→ **Goal**
Report how many lines of the following entries include the string "React"; respond with the number alone.

Front-end source files
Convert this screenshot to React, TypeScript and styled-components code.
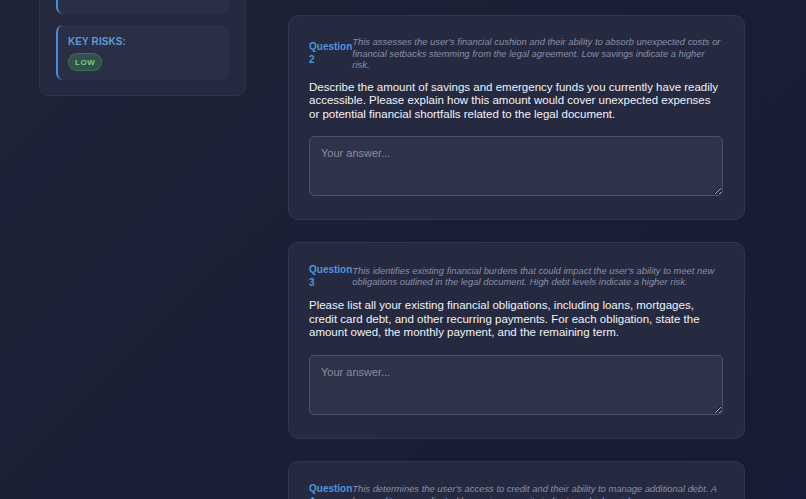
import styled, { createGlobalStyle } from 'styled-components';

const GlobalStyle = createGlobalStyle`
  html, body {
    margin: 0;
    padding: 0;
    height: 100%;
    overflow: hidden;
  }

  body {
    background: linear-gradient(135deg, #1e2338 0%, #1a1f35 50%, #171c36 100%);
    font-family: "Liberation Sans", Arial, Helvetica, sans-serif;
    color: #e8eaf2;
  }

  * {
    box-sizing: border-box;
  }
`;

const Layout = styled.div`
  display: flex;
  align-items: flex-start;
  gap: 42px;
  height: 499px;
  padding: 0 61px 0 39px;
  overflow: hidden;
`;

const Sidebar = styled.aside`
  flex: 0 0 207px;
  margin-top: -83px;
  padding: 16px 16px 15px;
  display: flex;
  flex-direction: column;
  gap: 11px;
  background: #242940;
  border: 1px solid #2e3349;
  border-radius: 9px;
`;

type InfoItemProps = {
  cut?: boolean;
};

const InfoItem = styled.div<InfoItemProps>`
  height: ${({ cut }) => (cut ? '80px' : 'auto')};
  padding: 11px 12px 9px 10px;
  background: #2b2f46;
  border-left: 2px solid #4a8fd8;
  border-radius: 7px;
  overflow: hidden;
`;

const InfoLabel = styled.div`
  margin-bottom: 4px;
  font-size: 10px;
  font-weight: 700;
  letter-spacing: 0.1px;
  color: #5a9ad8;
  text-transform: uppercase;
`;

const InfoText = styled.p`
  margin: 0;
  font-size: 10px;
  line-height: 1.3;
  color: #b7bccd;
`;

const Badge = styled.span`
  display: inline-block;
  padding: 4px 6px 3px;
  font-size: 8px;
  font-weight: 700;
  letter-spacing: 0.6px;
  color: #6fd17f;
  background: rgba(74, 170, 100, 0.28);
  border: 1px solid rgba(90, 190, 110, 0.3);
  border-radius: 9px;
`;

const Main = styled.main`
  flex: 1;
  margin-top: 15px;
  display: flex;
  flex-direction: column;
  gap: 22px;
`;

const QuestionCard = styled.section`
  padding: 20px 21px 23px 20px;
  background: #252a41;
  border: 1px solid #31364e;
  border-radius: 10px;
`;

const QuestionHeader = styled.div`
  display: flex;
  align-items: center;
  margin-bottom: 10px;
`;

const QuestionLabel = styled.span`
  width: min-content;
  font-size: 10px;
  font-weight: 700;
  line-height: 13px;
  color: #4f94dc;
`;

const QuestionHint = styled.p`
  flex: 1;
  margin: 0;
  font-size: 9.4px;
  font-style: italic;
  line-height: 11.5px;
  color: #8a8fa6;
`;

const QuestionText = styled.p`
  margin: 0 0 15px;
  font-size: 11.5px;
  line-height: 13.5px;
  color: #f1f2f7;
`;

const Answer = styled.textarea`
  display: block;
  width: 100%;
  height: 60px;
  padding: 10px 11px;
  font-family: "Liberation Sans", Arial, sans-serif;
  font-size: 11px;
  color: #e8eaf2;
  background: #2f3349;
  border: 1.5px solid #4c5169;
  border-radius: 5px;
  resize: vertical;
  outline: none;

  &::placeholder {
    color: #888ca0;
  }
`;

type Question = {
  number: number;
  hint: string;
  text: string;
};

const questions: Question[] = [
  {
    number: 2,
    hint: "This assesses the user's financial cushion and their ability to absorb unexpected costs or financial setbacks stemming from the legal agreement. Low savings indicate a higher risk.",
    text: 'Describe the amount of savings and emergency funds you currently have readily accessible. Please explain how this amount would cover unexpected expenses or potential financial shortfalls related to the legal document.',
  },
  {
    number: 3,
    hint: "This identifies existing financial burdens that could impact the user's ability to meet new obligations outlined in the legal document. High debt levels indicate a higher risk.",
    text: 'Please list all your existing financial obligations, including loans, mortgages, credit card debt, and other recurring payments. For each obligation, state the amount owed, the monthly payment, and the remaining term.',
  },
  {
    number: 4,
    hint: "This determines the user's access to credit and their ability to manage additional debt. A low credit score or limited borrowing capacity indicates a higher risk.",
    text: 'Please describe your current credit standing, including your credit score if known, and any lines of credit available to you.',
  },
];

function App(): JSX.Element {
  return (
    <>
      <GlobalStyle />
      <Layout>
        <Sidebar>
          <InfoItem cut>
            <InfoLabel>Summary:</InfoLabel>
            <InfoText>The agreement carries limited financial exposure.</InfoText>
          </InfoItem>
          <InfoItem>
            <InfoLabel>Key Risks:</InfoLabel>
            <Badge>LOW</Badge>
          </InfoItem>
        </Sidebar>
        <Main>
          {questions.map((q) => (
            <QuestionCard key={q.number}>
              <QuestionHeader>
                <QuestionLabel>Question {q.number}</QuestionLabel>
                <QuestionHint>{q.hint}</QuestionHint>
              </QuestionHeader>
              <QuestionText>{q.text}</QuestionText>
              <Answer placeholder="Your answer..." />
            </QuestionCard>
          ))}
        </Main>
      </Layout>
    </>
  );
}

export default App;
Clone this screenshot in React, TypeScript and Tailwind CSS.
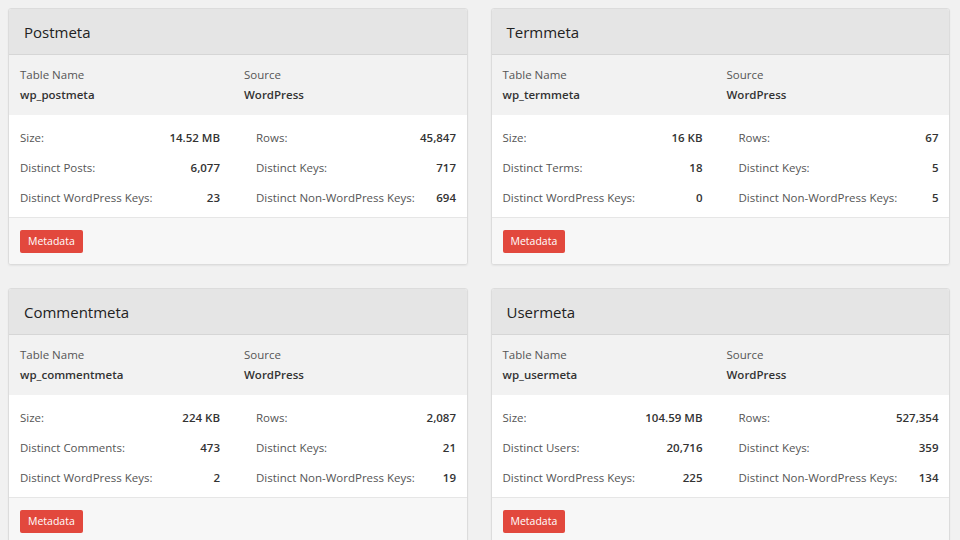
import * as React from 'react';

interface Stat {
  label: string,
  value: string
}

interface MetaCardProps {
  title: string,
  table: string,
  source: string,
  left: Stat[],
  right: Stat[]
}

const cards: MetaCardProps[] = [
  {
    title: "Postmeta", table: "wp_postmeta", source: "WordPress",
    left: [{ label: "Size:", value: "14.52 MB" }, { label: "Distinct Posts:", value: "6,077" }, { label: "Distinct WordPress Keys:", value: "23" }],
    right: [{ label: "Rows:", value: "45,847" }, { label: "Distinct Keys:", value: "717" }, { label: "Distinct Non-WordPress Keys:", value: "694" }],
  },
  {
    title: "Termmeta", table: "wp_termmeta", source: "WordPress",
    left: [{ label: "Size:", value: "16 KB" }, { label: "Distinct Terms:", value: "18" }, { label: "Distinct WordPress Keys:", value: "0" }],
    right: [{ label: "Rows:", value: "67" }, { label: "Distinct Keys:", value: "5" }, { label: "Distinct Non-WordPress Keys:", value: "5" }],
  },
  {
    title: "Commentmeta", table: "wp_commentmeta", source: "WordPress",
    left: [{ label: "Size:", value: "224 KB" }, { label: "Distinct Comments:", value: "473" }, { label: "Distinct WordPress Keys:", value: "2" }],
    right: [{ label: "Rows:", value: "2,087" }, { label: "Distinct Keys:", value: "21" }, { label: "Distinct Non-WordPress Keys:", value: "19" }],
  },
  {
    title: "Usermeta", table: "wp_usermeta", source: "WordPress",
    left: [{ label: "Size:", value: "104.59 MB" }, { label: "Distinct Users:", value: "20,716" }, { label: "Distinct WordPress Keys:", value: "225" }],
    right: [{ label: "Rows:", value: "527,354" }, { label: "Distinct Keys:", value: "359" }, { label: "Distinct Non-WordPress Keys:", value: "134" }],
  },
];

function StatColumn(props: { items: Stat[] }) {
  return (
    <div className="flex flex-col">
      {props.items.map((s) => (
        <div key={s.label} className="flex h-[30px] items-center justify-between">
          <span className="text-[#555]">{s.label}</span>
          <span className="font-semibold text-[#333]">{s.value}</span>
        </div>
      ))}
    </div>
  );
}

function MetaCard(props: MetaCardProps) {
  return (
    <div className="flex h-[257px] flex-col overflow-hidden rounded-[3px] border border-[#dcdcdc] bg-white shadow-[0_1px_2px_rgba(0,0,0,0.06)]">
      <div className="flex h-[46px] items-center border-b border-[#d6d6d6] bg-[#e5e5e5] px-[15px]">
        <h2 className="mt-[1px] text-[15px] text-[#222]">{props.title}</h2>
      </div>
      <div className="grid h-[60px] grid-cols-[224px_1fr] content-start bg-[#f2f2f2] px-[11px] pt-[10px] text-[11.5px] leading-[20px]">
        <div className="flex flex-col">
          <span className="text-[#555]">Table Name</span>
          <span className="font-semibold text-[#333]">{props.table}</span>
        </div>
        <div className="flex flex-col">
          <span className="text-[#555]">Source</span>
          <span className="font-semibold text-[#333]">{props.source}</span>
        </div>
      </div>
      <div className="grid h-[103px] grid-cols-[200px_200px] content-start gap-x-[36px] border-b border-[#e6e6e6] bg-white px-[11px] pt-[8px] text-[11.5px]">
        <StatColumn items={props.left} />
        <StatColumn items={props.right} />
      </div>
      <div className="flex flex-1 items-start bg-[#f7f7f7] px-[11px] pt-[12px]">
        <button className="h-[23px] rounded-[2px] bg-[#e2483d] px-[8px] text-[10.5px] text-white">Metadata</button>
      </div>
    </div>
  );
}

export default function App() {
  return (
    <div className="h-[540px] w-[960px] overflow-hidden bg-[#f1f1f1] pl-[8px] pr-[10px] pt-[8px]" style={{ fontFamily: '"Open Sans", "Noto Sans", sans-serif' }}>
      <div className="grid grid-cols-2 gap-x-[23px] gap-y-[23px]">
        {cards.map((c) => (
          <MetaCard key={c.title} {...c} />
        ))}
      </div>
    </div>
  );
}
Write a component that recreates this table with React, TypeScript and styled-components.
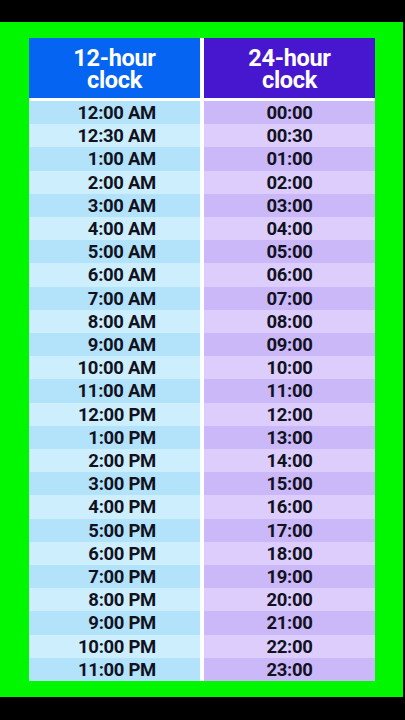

→ **Task output**
4